Sample variance (unbiased): \[ S^{2} = \frac{1}{n-1}\sum^{n}_{i=1}(x_{i}-\overline{x})^{2} \]

var(penguins$body_mass_g, na.rm=TRUE)

[1] 643131.1

Standard deviation

\[ S = \sqrt{\frac{1}{n-1}\sum^{n}_{i=1}(x_{i}-\overline{x})^{2}} \]

sd(penguins$body_mass_g, na.rm=TRUE)

[1] 801.9545

Variation coefficient

\[ CV = \frac{S}{\overline{x}} \times 100 \]

cv <- function(x, na.rm=TRUE){(sd(x, na.rm=TRUE)/mean(x, na.rm=TRUE))*100}

cv(penguins$body_mass_g, na.rm=TRUE)

[1] 19.08618

Confidence intervals

Estimates the range within which a population parameter is likely to fall. It provides a way to express the uncertainty or margin of error associated with a sample estimate. \[ \text{IC} = \bar{x} \pm Z \left( \frac{\sigma}{\sqrt{n}} \right) \]

Or if the population standard deviation of the population is unknown:

\[ \text{IC} = \bar{x} \pm t \left( \frac{s}{\sqrt{n}} \right) \]

Using `dplyr` for summarizing stats

library(dplyr)

penguins |>
    group_by(species)

penguins |>
    group_by(species) |>
    summarise(
        mean_body_mass_g = mean(body_mass_g, na.rm = TRUE)
        )

penguins |>
    group_by(species) |>
    summarise(
        mean_body_mass_g = mean(body_mass_g, na.rm = TRUE),
        variance_body_mass_g = var(body_mass_g, na.rm = TRUE)
        )

penguins |>
    group_by(species) |>
    summarise(
        mean_body_mass_g = mean(body_mass_g, na.rm = TRUE),
        variance_body_mass_g = var(body_mass_g, na.rm = TRUE),
        std_dev_body_mass_g = sd(body_mass_g, na.rm = TRUE)
        )

penguins |>
    group_by(species) |>
    summarise(
        mean_body_mass_g = mean(body_mass_g, na.rm = TRUE),
        variance_body_mass_g = var(body_mass_g, na.rm = TRUE),
        std_dev_body_mass_g = sd(body_mass_g, na.rm = TRUE),
        cv_body_mass_g = cv(body_mass_g, na.rm = TRUE)
        )

Distributions

dfuniform <- runif(1000, min = 0, max = 1)

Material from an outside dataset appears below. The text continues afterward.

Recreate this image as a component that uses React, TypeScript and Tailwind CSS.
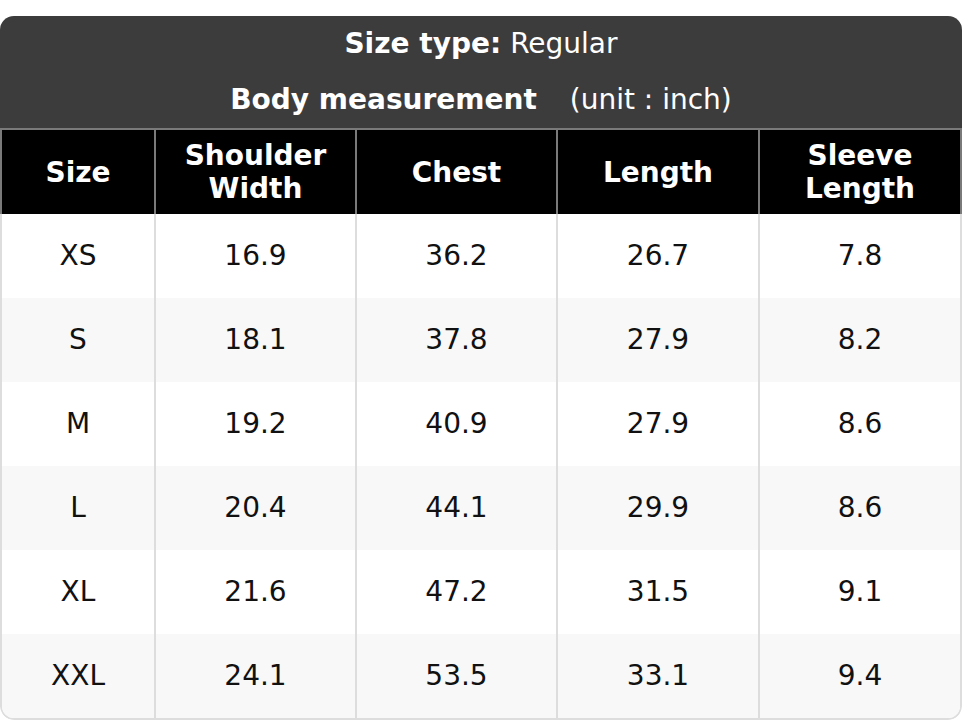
import React from "react";

const rows = [
  ["XS", "16.9", "36.2", "26.7", "7.8"],
  ["S", "18.1", "37.8", "27.9", "8.2"],
  ["M", "19.2", "40.9", "27.9", "8.6"],
  ["L", "20.4", "44.1", "29.9", "8.6"],
  ["XL", "21.6", "47.2", "31.5", "9.1"],
  ["XXL", "24.1", "53.5", "33.1", "9.4"],
];

const headers: React.ReactNode[] = [
  "Size",
  <>Shoulder<br />Width</>,
  "Chest",
  "Length",
  <>Sleeve<br />Length</>,
];

export default function App() {
  return (
    <div
      className="w-[962px] h-[720px] bg-white pt-4"
      style={{ fontFamily: '"DejaVu Sans", sans-serif' }}
    >
      <div className="rounded-[14px] overflow-hidden">
        <div className="bg-[#3c3c3c] text-white text-[28px] text-center">
          <div className="h-[56px] flex items-center justify-center">
            <span className="font-bold">Size type:</span>
            <span className="ml-[9px]">Regular</span>
          </div>
          <div className="h-[56px] flex items-center justify-center">
            <span className="font-bold">Body measurement</span>
            <span className="ml-[33px]">(unit : inch)</span>
          </div>
        </div>
        <div className="border-t-2 border-x-2 border-[#7a7a7a] bg-black grid grid-cols-[152px_201px_201px_202px_202px] h-[86px]">
          {headers.map((h, i) => (
            <div
              key={i}
              className={
                "flex items-center justify-center text-center text-white font-bold text-[28px] leading-[33px] " +
                (i > 0 ? "border-l-2 border-[#7a7a7a]" : "")
              }
            >
              <div>{h}</div>
            </div>
          ))}
        </div>
        <div className="border-x-2 border-b-2 border-[#dddddd] rounded-b-[14px] overflow-hidden">
          {rows.map((r, ri) => (
            <div
              key={ri}
              className={
                "grid grid-cols-[152px_201px_201px_202px_202px] h-[84px] " +
                (ri % 2 === 1 ? "bg-[#f8f8f8]" : "bg-white")
              }
            >
              {r.map((c, ci) => (
                <div
                  key={ci}
                  className={
                    "flex items-center justify-center text-[28px] text-[#111]" +
                    (ci > 0 ? " border-l-2 border-[#dddddd]" : "")
                  }
                >
                  {c}
                </div>
              ))}
            </div>
          ))}
        </div>
      </div>
    </div>
  );
}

ggplot(data.frame(x = dfuniform), aes(x)) +
  geom_histogram(
    binwidth = 0.1, 
    fill = "green", 
    color = "black", 
    alpha = 0.7
  ) +
  labs(
    title = "Uniform Distribution",
    x = "Values",
    y = "Frequency"
  )

dfbin <- rbinom(1000, size = 20, prob = 0.8)

ggplot(data.frame(x = dfbin), aes(x)) +
  geom_histogram(
    binwidth = 1, 
    fill = "purple", 
    color = "black", 
    alpha = 0.7
  ) +
  labs(
    title = "Binomial Distribution",
    x = "Values",
    y = "Frequency"
  )

dfexp <- rexp(1000, rate = 0.5)

ggplot(data.frame(x = dfexp), aes(x)) +
  geom_histogram(
    binwidth = 0.2,
    fill = "orange", 
    color = "black", 
    alpha = 0.7
  ) +
  labs(
    title = "Exponential Distribution",
    x = "Values",
    y = "Frequency"
  )

dfnormal <- rnorm(1000, mean = 0, sd = 1)

ggplot(data.frame(x = dfnormal), aes(x)) +
  geom_histogram(
    binwidth = 0.2, 
    fill = "blue", 
    color = "black", 
    alpha = 0.7
  ) +
  labs(
    title = "Normal Distribution",
    x = "Values",
    y = "Frequency"
  )

The standard normal distribution

Where $z = \frac{x - \mu} {\sigma}$ is the standardization function, the result is that $\sigma = 1$ and $\mu = 0$

family of normality functions in `R`

rnorm() generates pseudorandom normal numbers.
dnorm() is the probability density function (PDF)
pnorm() is the cumulative density function
qnorm() calculates the quantile of the normal distribution

Let’s try with an example:

Now, the Adelie penguins display an average bill length of 38.8 mm and its standard variation is 2.6 mm. What’s the percentage of penguins of 40 mm or smaller?

pnorm(40, mean = 38.8, sd = 2.6)

[1] 0.6777938

When the frequencies of a random variable $X$ cluster around a central value, it is said that it follows a normal distribution.

In summary a variable that appears to follow a normal distribution displays three properties:

Most values clustered around the average.
Extreme values are less frequent, but not impossibles.
Distribution display are quite symmetric from the mean.